4. Blown-in Fiberglass and Cellulose Insulation
Fiberglass and cellulose insulation are blown in using a pneumatic sprayer, and care must be taken to ensure no compaction occurs. To attain an R-value of R38, a depth or thickness of the blown-in insulation of 15,7″ is needed for fiberglass and 11,98″ for cellulose.
Cellulose is seen as a more sustainable means of insulation, with the recycled paper being used as insulation. Insulation with both materials, however, provides a way to reach the hard-to-reach spaces, especially in an attic.
Blown-in fiberglass and cellulose insulation can be used in new buildings and is an easy way to upgrade existing insulation in an attic or floor.
Working with blown-in fiberglass insulation can be dangerous if the applicator does not stay within safety regulations. Some of the effects might be irritations of the eyes, respiratory system, and itching of not covered skin. It is recommended to wear a face mask, respiratory mask with long-sleeved shirts, long pants, and safety boots. An excellent tip is to cover any exposed skin with baby powder to limit irritations. Bathing afterward is a superb way to remove fiberglass, open pores of the skin so that you can get rid of irritations.
5. Insulation With Blown-in Rock Wool
Rockwool is a mineral wool substance that is inorganic and can be used as thermal insulation in attics, wall cavities, and ceiling cavities. Rock wool applied to a depth or thickness of 13.8″ will attain an R-value of R38. It is usually made of rock, furnace slag, and various organic materials.
This porous material that reduces airflow is fire resistant and improves soundproofing. All the advantages make it one of the most sought-after insulation materials. It can be used in various construction types and all climate zones.
6. Insulation with Rock Wool Batts
Easy to handle and pre-fabricated batts with a thickness or depth of 11.25″ will be needed to attain an R-value of R38. It is used in floors of crawlspaces and attics, supplying water-resistant insulation with no forming of mildew, fungi, or mold. Additional uses include the use of bats in the outer walls of steel and wooden framed buildings.
The rock wool bats provide noise reduction and fire resistance that attribute to safer and quieter working environments that increase production. These bats are easy to install and transport because of their lightweight.
What is The R-value, and What Does it Mean?
The significance of the R-value is that it describes the thermal resistance of the insulation in square meter kelvin per watt. Therefore, it indicates the material’s resistance to thermal conduction through the thickness or depth of the material. A higher R-value will indicate more resistance to thermal conductivity, with a lower R-value showing less resistance to thermal conductivity. Therefore, the R-value is inversely proportional to thermal conductivity. Thus, insulation with a lower R-value will insulate your home less than insulation with an elevated R-value.
Therefore, the logical conclusion to be drawn from this information is that insulation of the correct R-value should be used in each climate zone to maximize the home’s energy efficiency. Therefore, optimal insulation will ensure minimal heat loss due to thermal conductivity.

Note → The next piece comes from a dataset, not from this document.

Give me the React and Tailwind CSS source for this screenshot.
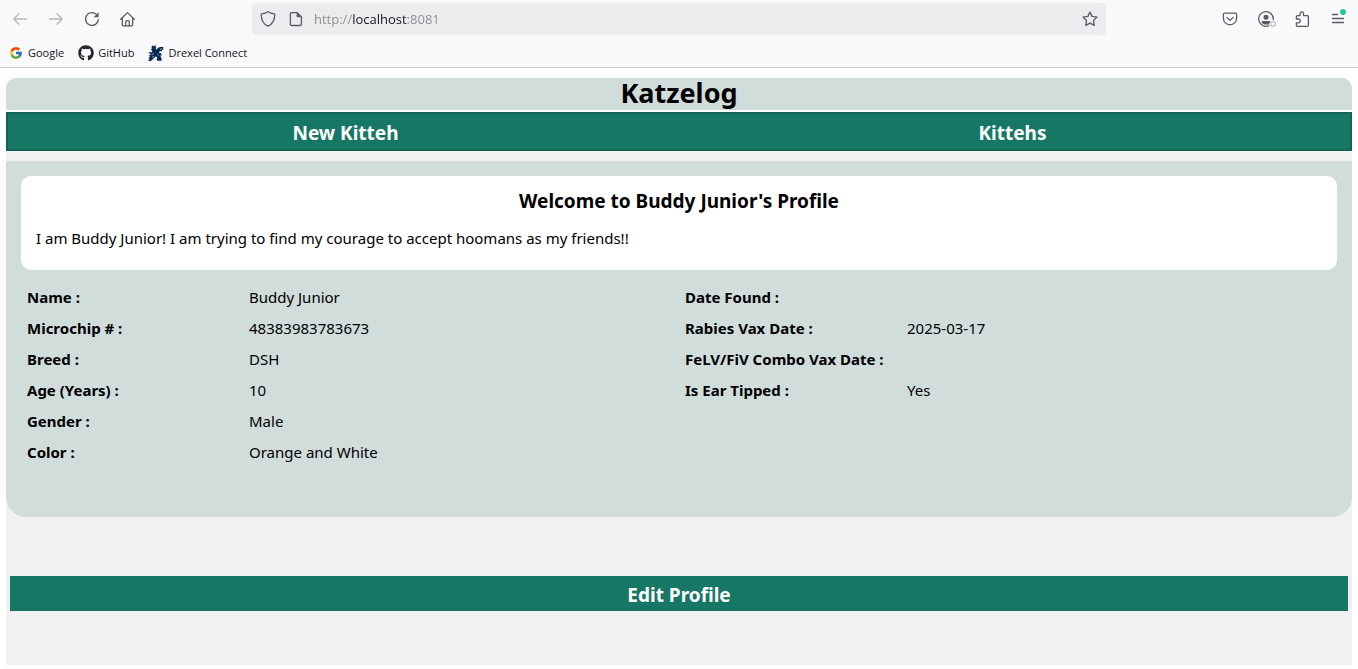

The optimized insulation will adequately insulate your home from thermal conduction from the outside, resulting in less energy used for heating and a lower energy bill.
The R-value is computed considering only thermal conductivity, while thermal movement through convection and radiation is not considered. Therefore, alternative measures like adding foil-faced kraft paper to your insulation with the foil face facing the warmer environment might also decrease convection and radiation. The addition will not change the R-value but will reduce thermal convection and radiation.
Where To Use R38 Insulation and Its Thermal Resistance.
Attic insulation in climate zones 1 -4 can be done with R38 insulation as well as ceilings that can be insulated with R38 insulation in climate zones 4 and 5, while floors can be insulated with R38 insulation in climate zones 7 and 8 for improved comfort and energy saving.
An insulation having an R-value of R38 is rated to minimize thermal conductivity by 97 percent. Therefore the overall heat loss due to conductivity will be 97 percent less than without insulation. As a result, you will need less energy to keep a constant temperature in your house, leading to savings on your energy bill.
The thickness of insulation to reach an R-value of R38 for Spray foam, Fiberglass, Cellulose, and Rock Wool in various forms have been quantified, tabulated, and discussed to select the appropriate materials and forms of insulation.
Some of the materials used for insulation can be subdivided, like spray foam can be either closed-cell spray foam or open-cell spray foam. The role of each of them has been discussed because they have different purposes.